### Data excerpt ###

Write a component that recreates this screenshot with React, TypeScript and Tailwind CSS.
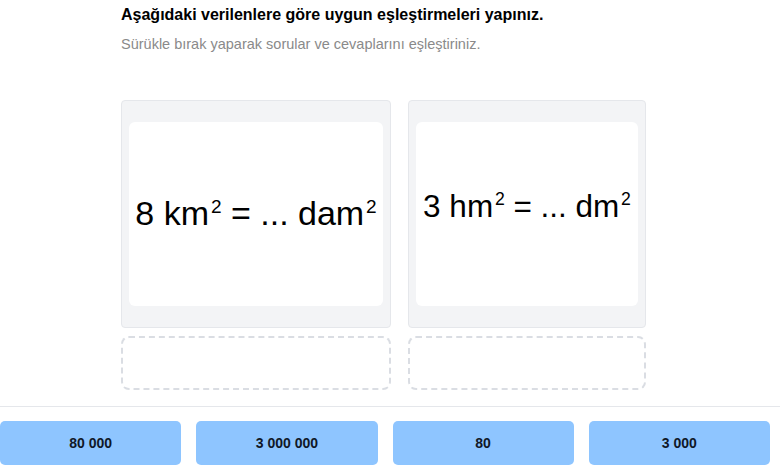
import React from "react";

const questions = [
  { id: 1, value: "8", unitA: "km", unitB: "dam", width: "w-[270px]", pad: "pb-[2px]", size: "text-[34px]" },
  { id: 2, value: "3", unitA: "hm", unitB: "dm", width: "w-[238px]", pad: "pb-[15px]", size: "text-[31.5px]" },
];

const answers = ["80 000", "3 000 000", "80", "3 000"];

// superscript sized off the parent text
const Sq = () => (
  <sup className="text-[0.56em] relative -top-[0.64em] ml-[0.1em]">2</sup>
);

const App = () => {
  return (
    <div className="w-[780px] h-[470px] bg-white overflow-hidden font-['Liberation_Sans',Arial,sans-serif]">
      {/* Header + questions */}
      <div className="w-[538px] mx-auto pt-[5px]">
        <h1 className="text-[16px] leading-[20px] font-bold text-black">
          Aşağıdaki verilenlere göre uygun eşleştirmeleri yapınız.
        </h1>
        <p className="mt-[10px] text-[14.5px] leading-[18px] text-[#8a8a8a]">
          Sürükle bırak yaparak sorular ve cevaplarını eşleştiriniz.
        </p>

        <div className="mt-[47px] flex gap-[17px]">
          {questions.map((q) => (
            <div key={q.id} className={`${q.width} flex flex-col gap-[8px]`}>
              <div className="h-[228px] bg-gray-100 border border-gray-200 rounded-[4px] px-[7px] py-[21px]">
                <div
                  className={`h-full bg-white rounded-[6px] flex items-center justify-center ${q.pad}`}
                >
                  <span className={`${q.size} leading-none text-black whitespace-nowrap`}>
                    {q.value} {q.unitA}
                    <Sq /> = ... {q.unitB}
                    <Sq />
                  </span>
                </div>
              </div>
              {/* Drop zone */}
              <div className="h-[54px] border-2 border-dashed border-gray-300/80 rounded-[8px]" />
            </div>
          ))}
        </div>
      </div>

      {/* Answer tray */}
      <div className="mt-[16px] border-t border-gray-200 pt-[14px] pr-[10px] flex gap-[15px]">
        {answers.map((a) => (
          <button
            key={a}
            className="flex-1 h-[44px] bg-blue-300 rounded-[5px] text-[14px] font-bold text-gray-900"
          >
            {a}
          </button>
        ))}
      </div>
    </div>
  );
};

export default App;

###

- _Stated goal_
Repeat the material exactly as it reads, without any of its pictures.

- _Exercise result_
Write a component that recreates this screenshot with React, TypeScript and Tailwind CSS.
import React from "react";

const questions = [
  { id: 1, value: "8", unitA: "km", unitB: "dam", width: "w-[270px]", pad: "pb-[2px]", size: "text-[34px]" },
  { id: 2, value: "3", unitA: "hm", unitB: "dm", width: "w-[238px]", pad: "pb-[15px]", size: "text-[31.5px]" },
];

const answers = ["80 000", "3 000 000", "80", "3 000"];

// superscript sized off the parent text
const Sq = () => (
  <sup className="text-[0.56em] relative -top-[0.64em] ml-[0.1em]">2</sup>
);

const App = () => {
  return (
    <div className="w-[780px] h-[470px] bg-white overflow-hidden font-['Liberation_Sans',Arial,sans-serif]">
      {/* Header + questions */}
      <div className="w-[538px] mx-auto pt-[5px]">
        <h1 className="text-[16px] leading-[20px] font-bold text-black">
          Aşağıdaki verilenlere göre uygun eşleştirmeleri yapınız.
        </h1>
        <p className="mt-[10px] text-[14.5px] leading-[18px] text-[#8a8a8a]">
          Sürükle bırak yaparak sorular ve cevaplarını eşleştiriniz.
        </p>

        <div className="mt-[47px] flex gap-[17px]">
          {questions.map((q) => (
            <div key={q.id} className={`${q.width} flex flex-col gap-[8px]`}>
              <div className="h-[228px] bg-gray-100 border border-gray-200 rounded-[4px] px-[7px] py-[21px]">
                <div
                  className={`h-full bg-white rounded-[6px] flex items-center justify-center ${q.pad}`}
                >
                  <span className={`${q.size} leading-none text-black whitespace-nowrap`}>
                    {q.value} {q.unitA}
                    <Sq /> = ... {q.unitB}
                    <Sq />
                  </span>
                </div>
              </div>
              {/* Drop zone */}
              <div className="h-[54px] border-2 border-dashed border-gray-300/80 rounded-[8px]" />
            </div>
          ))}
        </div>
      </div>

      {/* Answer tray */}
      <div className="mt-[16px] border-t border-gray-200 pt-[14px] pr-[10px] flex gap-[15px]">
        {answers.map((a) => (
          <button
            key={a}
            className="flex-1 h-[44px] bg-blue-300 rounded-[5px] text-[14px] font-bold text-gray-900"
          >
            {a}
          </button>
        ))}
      </div>
    </div>
  );
};

export default App;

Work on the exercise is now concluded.